╔══

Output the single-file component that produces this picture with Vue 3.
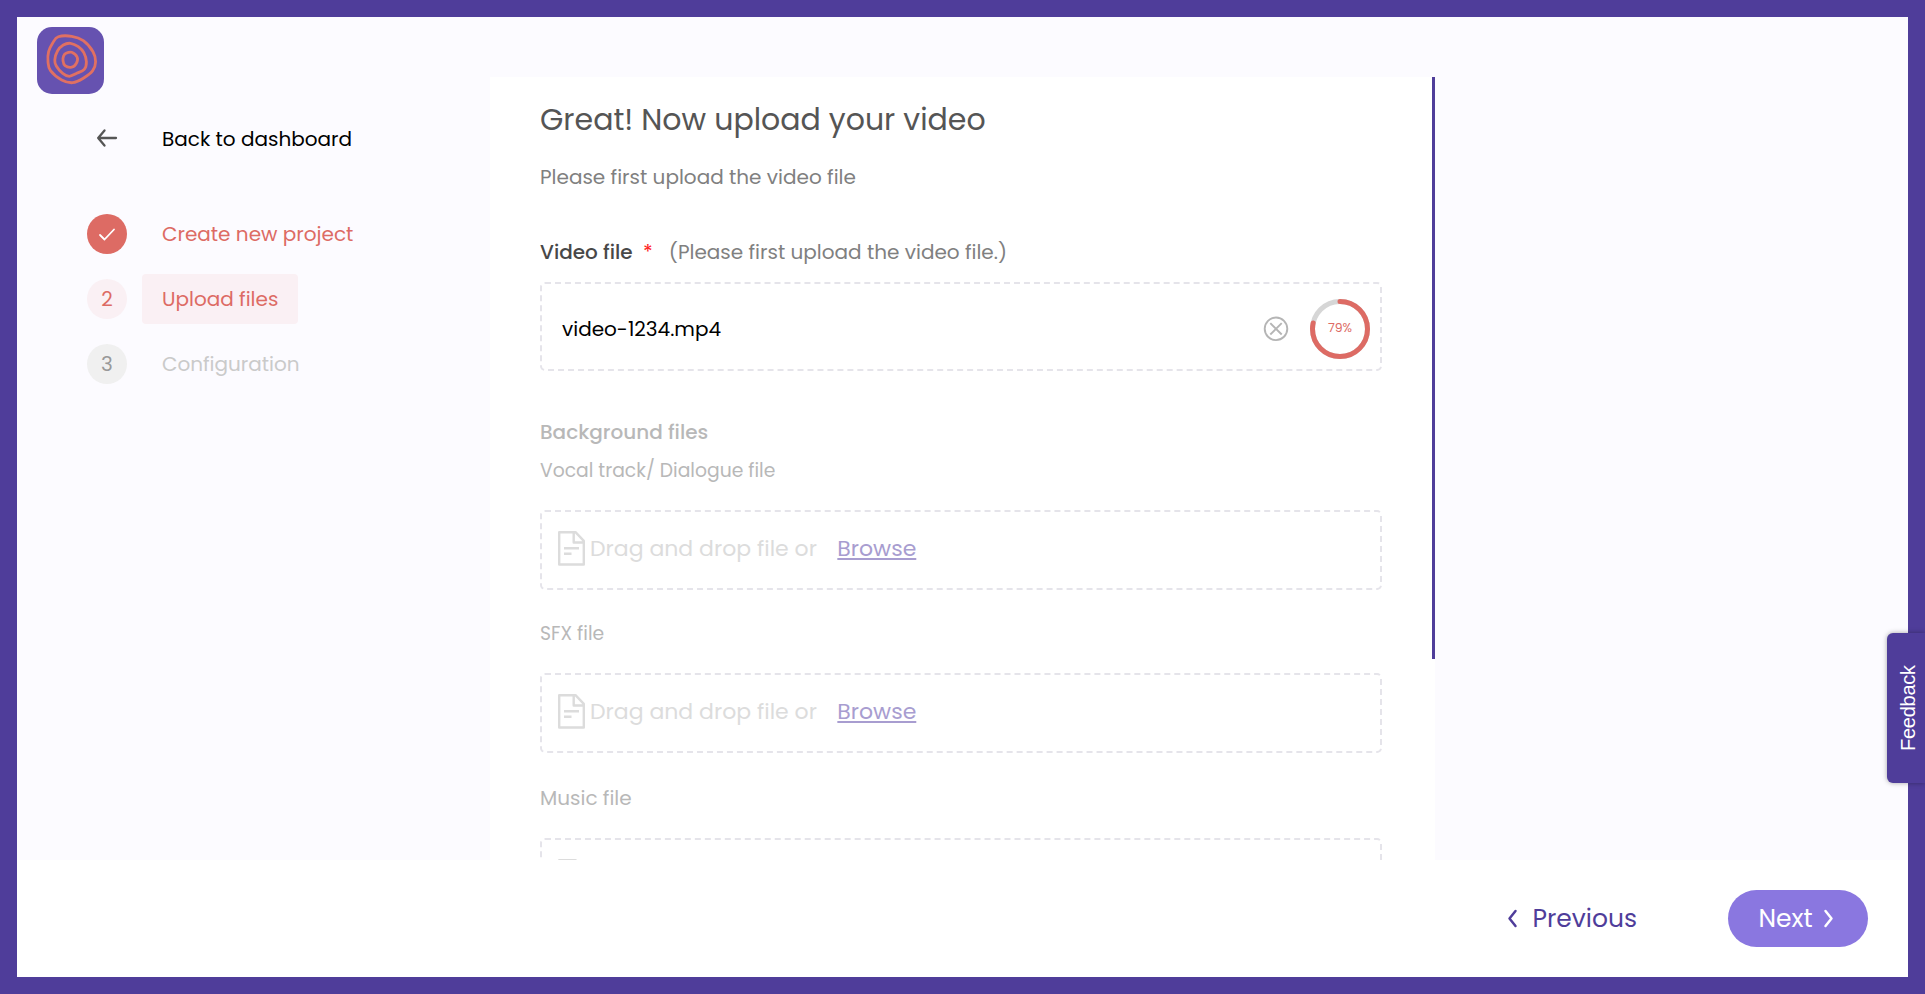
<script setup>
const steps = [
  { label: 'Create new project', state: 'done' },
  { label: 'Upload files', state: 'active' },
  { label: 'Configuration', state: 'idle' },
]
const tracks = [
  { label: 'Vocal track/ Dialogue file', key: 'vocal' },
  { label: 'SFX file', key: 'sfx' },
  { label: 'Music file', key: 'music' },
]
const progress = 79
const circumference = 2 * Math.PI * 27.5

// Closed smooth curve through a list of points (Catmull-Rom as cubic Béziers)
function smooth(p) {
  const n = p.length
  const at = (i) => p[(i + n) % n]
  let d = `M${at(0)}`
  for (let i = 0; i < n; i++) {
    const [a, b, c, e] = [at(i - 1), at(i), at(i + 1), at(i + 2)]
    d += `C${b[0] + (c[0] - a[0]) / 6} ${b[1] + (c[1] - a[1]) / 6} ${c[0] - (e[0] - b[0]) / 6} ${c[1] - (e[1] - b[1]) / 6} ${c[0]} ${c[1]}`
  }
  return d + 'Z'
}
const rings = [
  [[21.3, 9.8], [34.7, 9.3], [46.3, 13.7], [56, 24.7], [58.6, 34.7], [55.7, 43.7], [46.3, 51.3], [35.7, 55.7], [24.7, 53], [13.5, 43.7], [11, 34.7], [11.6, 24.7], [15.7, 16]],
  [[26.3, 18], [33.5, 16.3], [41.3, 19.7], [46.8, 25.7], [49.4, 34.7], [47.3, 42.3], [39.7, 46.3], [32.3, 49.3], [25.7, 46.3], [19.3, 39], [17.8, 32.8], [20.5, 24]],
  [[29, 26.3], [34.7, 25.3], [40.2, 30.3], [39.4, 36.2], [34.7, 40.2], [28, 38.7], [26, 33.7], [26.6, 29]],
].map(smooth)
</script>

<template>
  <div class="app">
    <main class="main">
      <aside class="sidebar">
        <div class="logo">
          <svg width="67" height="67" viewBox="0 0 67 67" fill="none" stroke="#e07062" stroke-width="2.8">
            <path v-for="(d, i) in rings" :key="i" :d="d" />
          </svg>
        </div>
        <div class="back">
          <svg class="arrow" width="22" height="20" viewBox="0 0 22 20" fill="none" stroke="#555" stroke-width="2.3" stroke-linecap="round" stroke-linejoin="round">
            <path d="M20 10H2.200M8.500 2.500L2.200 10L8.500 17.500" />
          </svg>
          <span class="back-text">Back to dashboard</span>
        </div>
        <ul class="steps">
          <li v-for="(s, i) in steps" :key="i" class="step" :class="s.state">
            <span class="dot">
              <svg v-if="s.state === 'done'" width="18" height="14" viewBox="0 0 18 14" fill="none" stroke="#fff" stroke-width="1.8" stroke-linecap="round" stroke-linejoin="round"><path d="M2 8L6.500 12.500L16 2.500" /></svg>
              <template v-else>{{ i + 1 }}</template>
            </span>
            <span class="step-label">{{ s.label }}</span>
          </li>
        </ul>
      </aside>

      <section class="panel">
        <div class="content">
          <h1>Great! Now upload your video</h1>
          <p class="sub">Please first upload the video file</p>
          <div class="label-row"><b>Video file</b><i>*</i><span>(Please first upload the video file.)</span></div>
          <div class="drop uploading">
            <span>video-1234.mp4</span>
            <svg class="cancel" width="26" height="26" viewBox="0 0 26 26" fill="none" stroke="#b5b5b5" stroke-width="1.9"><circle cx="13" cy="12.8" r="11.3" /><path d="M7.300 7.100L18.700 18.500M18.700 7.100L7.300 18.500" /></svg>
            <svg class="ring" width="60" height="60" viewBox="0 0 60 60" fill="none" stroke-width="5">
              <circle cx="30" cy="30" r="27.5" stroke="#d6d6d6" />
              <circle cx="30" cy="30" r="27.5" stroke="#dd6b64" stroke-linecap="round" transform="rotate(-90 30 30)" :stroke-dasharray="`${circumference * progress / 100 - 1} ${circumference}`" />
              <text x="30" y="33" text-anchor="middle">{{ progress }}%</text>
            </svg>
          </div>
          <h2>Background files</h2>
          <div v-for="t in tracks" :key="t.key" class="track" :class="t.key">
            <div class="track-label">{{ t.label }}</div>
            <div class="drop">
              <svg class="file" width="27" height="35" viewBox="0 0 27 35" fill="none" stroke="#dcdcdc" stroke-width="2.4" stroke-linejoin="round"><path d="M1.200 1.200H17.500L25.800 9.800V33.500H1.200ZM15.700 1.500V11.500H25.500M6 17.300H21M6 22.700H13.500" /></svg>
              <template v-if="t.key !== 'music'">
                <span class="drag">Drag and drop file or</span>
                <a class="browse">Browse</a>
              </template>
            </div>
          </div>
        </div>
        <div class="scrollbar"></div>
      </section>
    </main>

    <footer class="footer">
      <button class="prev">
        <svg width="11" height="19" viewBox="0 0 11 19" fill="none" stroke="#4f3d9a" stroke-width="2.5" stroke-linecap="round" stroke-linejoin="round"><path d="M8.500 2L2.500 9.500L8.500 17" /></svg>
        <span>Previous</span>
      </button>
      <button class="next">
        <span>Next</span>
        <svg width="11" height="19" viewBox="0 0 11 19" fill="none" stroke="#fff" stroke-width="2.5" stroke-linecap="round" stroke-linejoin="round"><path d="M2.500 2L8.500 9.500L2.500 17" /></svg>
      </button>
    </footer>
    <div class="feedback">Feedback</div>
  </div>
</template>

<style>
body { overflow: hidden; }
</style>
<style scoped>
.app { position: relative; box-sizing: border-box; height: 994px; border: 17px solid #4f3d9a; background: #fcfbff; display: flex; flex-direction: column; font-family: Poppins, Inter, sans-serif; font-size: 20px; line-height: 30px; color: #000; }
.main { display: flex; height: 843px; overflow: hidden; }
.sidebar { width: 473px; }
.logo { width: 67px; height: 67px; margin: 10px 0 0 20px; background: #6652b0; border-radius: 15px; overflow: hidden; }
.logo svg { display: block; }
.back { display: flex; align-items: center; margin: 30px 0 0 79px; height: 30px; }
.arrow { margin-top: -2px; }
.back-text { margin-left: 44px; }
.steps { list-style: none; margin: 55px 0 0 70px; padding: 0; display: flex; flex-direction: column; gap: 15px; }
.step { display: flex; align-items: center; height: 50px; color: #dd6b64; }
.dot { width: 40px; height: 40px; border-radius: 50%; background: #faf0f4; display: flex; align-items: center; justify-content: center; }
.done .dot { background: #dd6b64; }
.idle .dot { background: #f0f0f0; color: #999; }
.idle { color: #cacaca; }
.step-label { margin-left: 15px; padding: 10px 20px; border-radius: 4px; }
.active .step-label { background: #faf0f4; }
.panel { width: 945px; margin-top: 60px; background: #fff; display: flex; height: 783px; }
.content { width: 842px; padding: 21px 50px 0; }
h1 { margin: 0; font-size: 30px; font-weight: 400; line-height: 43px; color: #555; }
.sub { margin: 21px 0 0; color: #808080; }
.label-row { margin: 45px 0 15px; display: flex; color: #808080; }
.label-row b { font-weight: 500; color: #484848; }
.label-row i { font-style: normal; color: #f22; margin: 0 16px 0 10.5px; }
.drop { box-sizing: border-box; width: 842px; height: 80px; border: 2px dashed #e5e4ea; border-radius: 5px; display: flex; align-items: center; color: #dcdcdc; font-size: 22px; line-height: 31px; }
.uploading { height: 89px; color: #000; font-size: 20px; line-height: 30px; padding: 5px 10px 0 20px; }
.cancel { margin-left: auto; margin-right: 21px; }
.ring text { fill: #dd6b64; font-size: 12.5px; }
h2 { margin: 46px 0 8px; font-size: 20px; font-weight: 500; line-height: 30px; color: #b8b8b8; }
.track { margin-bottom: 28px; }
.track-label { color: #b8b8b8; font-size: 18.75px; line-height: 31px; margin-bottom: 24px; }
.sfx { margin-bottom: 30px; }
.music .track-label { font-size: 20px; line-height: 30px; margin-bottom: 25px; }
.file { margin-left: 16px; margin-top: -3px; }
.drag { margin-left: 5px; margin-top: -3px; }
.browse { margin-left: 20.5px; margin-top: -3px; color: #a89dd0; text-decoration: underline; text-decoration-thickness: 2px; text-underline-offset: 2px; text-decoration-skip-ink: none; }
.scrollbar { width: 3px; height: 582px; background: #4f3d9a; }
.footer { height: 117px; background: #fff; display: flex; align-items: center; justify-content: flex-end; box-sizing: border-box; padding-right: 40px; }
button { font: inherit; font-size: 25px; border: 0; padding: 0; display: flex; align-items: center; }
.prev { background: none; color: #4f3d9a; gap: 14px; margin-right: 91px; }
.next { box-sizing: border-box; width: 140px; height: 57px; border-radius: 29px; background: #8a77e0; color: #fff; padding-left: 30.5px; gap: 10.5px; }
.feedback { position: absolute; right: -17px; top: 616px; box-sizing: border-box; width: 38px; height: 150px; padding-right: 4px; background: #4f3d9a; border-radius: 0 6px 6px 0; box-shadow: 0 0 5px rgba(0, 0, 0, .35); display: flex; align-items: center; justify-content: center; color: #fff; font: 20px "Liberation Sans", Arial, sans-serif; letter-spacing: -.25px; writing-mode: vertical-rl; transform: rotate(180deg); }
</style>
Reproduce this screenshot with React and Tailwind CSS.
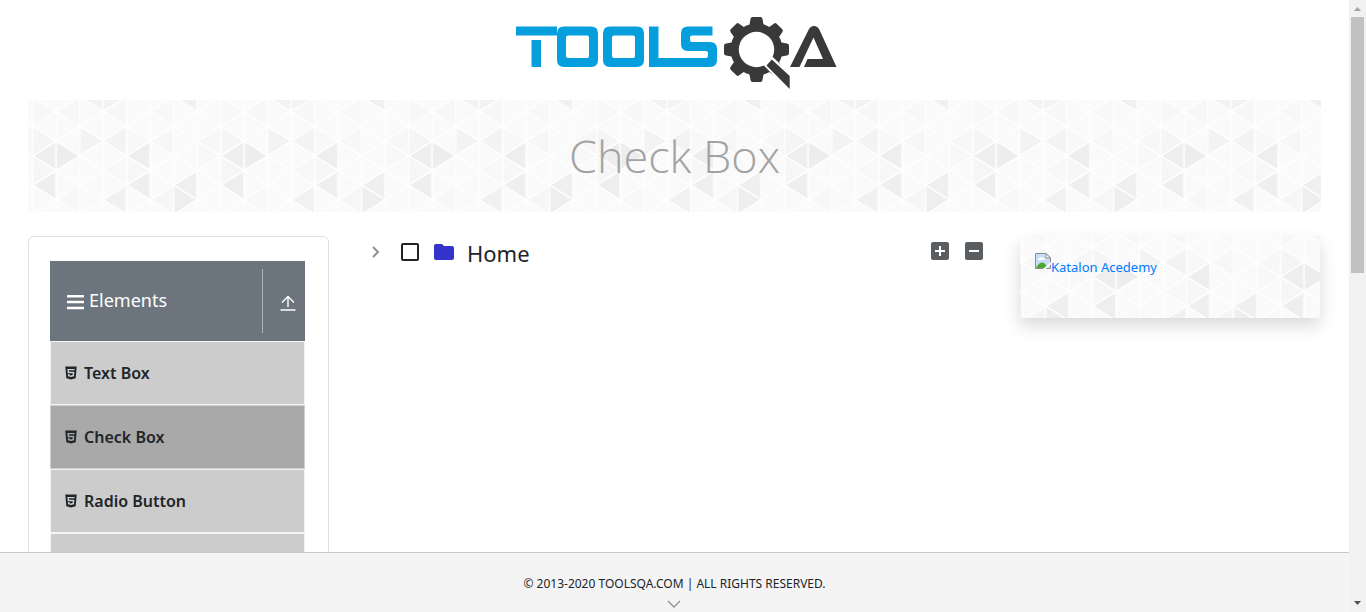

╚══

**Challenge**
Write down every line from the opening of the listing to the line with "const circumference = 2 * Math.PI * 27.5", both included, and nothing else; the pictures are omitted.

**Problem solution**
Output the single-file component that produces this picture with Vue 3.
<script setup>
const steps = [
  { label: 'Create new project', state: 'done' },
  { label: 'Upload files', state: 'active' },
  { label: 'Configuration', state: 'idle' },
]
const tracks = [
  { label: 'Vocal track/ Dialogue file', key: 'vocal' },
  { label: 'SFX file', key: 'sfx' },
  { label: 'Music file', key: 'music' },
]
const progress = 79
const circumference = 2 * Math.PI * 27.5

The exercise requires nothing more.